China, in particular, has grappled with the infrastructure problem, and in the past has been unable to use up to 30 percent of the electricity generated by newly built solar farms. One possible solution is to build so-called supergrids that move electricity over vast distances to ensure that it’s not wasted.


Not every nation is able to join the solar revolution, of course. Crowded, cloudy Japan, for example, has neither the open spaces nor the reliable months of sunshine needed for gargantuan solar parks. So it’s looking to build a solar power station where the sun always shines and space is not an issue: outer space.

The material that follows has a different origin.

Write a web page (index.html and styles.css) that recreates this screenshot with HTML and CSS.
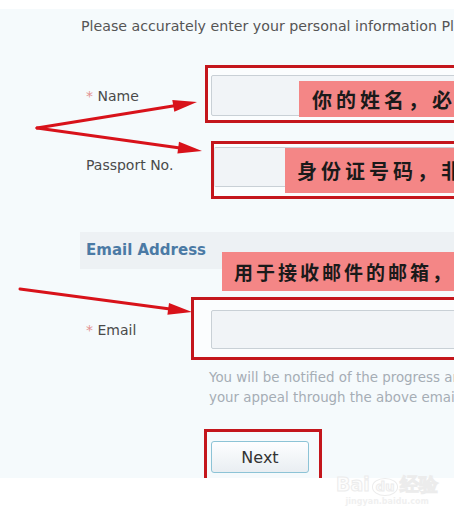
FILE: index.html
```html
<!DOCTYPE html>
<html lang="en">
<head>
<meta charset="utf-8">
<title>Appeal form</title>
<link rel="stylesheet" href="styles.css">
</head>
<body>
<div class="page">
  <div class="panel">
    <p class="intro">Please accurately enter your personal information Please make sure</p>

    <div class="row row-name">
      <label class="label label-name"><span class="req">*</span> Name</label>
      <div class="mark mark-name">
        <div class="field"></div>
        <span class="note note-name">你的姓名，必须填写</span>
      </div>
    </div>

    <div class="row row-passport">
      <label class="label label-passport">Passport No.</label>
      <div class="mark mark-passport">
        <div class="field field-passport"></div>
        <span class="note note-passport">身份证号码，非必填</span>
      </div>
    </div>

    <h3 class="section">Email Address</h3>

    <div class="row row-email">
      <label class="label label-email"><span class="req">*</span> Email</label>
      <div class="mark mark-email">
        <div class="field field-email"></div>
        <span class="note note-email">用于接收邮件的邮箱，必填</span>
      </div>
    </div>

    <p class="help">You will be notified of the progress and result of<br>your appeal through the above email address.</p>

    <div class="mark mark-next">
      <button class="btn" type="button">Next</button>
    </div>
  </div>
  <div class="footer"></div>

  <div class="watermark">
    <span class="wm-logo">Bai<span class="wm-du">du</span>经验</span>
    <span class="wm-url">jingyan.baidu.com</span>
  </div>

  <svg class="arrows" width="454" height="524" viewBox="0 0 454 524">
    <g stroke="#d8121a" stroke-width="3" stroke-linecap="round" fill="none">
      <line x1="37" y1="128" x2="176" y2="105.5"/>
      <line x1="37" y1="128" x2="180" y2="148"/>
      <line x1="20" y1="289" x2="170" y2="309"/>
    </g>
    <g fill="#d8121a">
      <polygon points="197,102 174.3,111.7 172.3,99.9"/>
      <polygon points="202,151 177.4,153.6 179,141.8"/>
      <polygon points="192,312 167.4,314.8 169,302.9"/>
    </g>
  </svg>
</div>
</body>
</html>
```

FILE: styles.css
```css
* { box-sizing: border-box; }

html, body {
  margin: 0;
  padding: 0;
  background: #ffffff;
}

body {
  font-family: "DejaVu Sans", Verdana, sans-serif;
  color: #444;
}

.page {
  position: relative;
  width: 454px;
  height: 524px;
  overflow: hidden;
  padding-top: 9px;
  background: #ffffff;
}

.panel {
  height: 469px;
  overflow: hidden;
  background: #f5fafc;
  padding-top: 9px;
}

.intro {
  margin: 0 0 0 81px;
  font-size: 14.2px;
  line-height: 16px;
  color: #555;
  white-space: nowrap;
}

.row {
  display: flex;
  align-items: center;
  padding-left: 86px;
}

.label {
  flex: none;
  font-size: 14px;
  line-height: 16px;
  color: #4a4a4a;
  padding-top: 3px;
}

.req { color: #e29090; }

.label-name { width: 119px; }
.label-passport { width: 125px; padding-top: 0; margin-bottom: 10px; }
.label-email { width: 105px; }

.mark {
  position: relative;
  flex: none;
  width: 320px;
  border: 3px solid #c4161c;
  background: #fbfdfe;
}

.field {
  height: 41px;
  background: #f1f4f7;
  border: 1px solid #c9d0d6;
  border-radius: 2px;
}

.row-name { margin-top: 31px; }
.mark-name { padding: 7px 0 4px 3px; }

.row-passport { margin-top: 18px; }
.mark-passport { padding: 3px 0 9px 0; }
.field-passport { height: 40px; border-left-color: #e3e8ec; }

.row-email { margin-top: 28px; }
.mark-email { padding: 10px 0 8px 17px; }
.field-email { height: 39px; }

.note {
  position: absolute;
  background: #f48686;
  color: #1a1a1a;
  font-family: "Noto Sans CJK SC", sans-serif;
  font-weight: 700;
  white-space: nowrap;
  display: flex;
  align-items: center;
}

.note-name {
  left: 91px;
  top: 13px;
  height: 36px;
  padding-left: 13px;
  font-size: 20px;
  letter-spacing: 4px;
}

.note-passport {
  left: 71px;
  top: 4px;
  height: 45px;
  padding-left: 12px;
  font-size: 20px;
  letter-spacing: 4px;
}

.note-email {
  left: 28px;
  top: -48px;
  height: 39px;
  padding-left: 12px;
  font-size: 19px;
  letter-spacing: 3px;
}

.section {
  margin: 33px 0 0 80px;
  height: 37px;
  padding-left: 6px;
  background: #edf1f4;
  font-size: 15px;
  font-weight: 700;
  line-height: 37px;
  color: #4b7aa5;
}

.help {
  margin: 8px 0 0 209px;
  font-size: 13.4px;
  line-height: 20px;
  color: #a5adb5;
  white-space: nowrap;
}

.mark-next {
  width: 118px;
  margin: 21px 0 0 204px;
  padding: 9px 0 8px 4px;
  background: transparent;
}

.btn {
  display: block;
  width: 98px;
  height: 32px;
  padding: 0;
  border: 1px solid #8cc3d6;
  border-radius: 3px;
  background: linear-gradient(#fdfeff, #e9eef2);
  font-family: "DejaVu Sans", Verdana, sans-serif;
  font-size: 16px;
  color: #333;
}

.footer {
  height: 46px;
  background: #ffffff;
}

.watermark {
  position: absolute;
  left: 336px;
  top: 472px;
  display: flex;
  flex-direction: column;
  align-items: center;
  pointer-events: none;
}

.wm-logo {
  font-family: "DejaVu Sans", sans-serif;
  font-size: 19px;
  font-weight: 700;
  line-height: 24px;
  color: #fdfdfd;
  -webkit-text-stroke: 1px #ececec;
}

.wm-du {
  display: inline-block;
  font-size: 13px;
  line-height: 16px;
  padding: 0 3px;
  margin: 0 2px;
  border-radius: 50%;
  border: 1px solid #ececec;
}

.wm-url {
  font-size: 8px;
  line-height: 12px;
  font-weight: 700;
  color: #f0f0f0;
}

.arrows {
  position: absolute;
  left: 0;
  top: 0;
  pointer-events: none;
}
```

Japan’s space agency, JAXA, is working to put into orbit a one-gigawatt orbital solar farm that can generate power 24 hours a day. Starting in the 2030s, the solar space station would beam down energy as microwaves to a human-made island covered with billions of antennas. The agency has already demonstrated a system that can beam energy a few hundred yards, though questions remain about the practicality and safety of space-based power stations.

Space-based solar power aside, the biggest rivals to massive solar parks on Earth are likely to be the small solar panels installed atop houses and in backyards.

Large solar farms account for the vast majority of panels installed around the world, but in developed countries like the U.S. and Germany, household solar power has about an equal share. Homeowners can sell power back to the grid, or even store it locally using batteries originally developed for electric cars. Solar micro-grids are also becoming popular in developing nations that lack good rural power connections or are prone to extreme weather events.

However humans tap into solar energy, the good news is that there is plenty of it. More of the sun’s energy strikes the Earth’s surface in two hours than we consume in all forms every year. A solar park covering just 2 percent of the Sahara could provide the globe’s entire energy needs — assuming we could build a planetary supergrid to access it.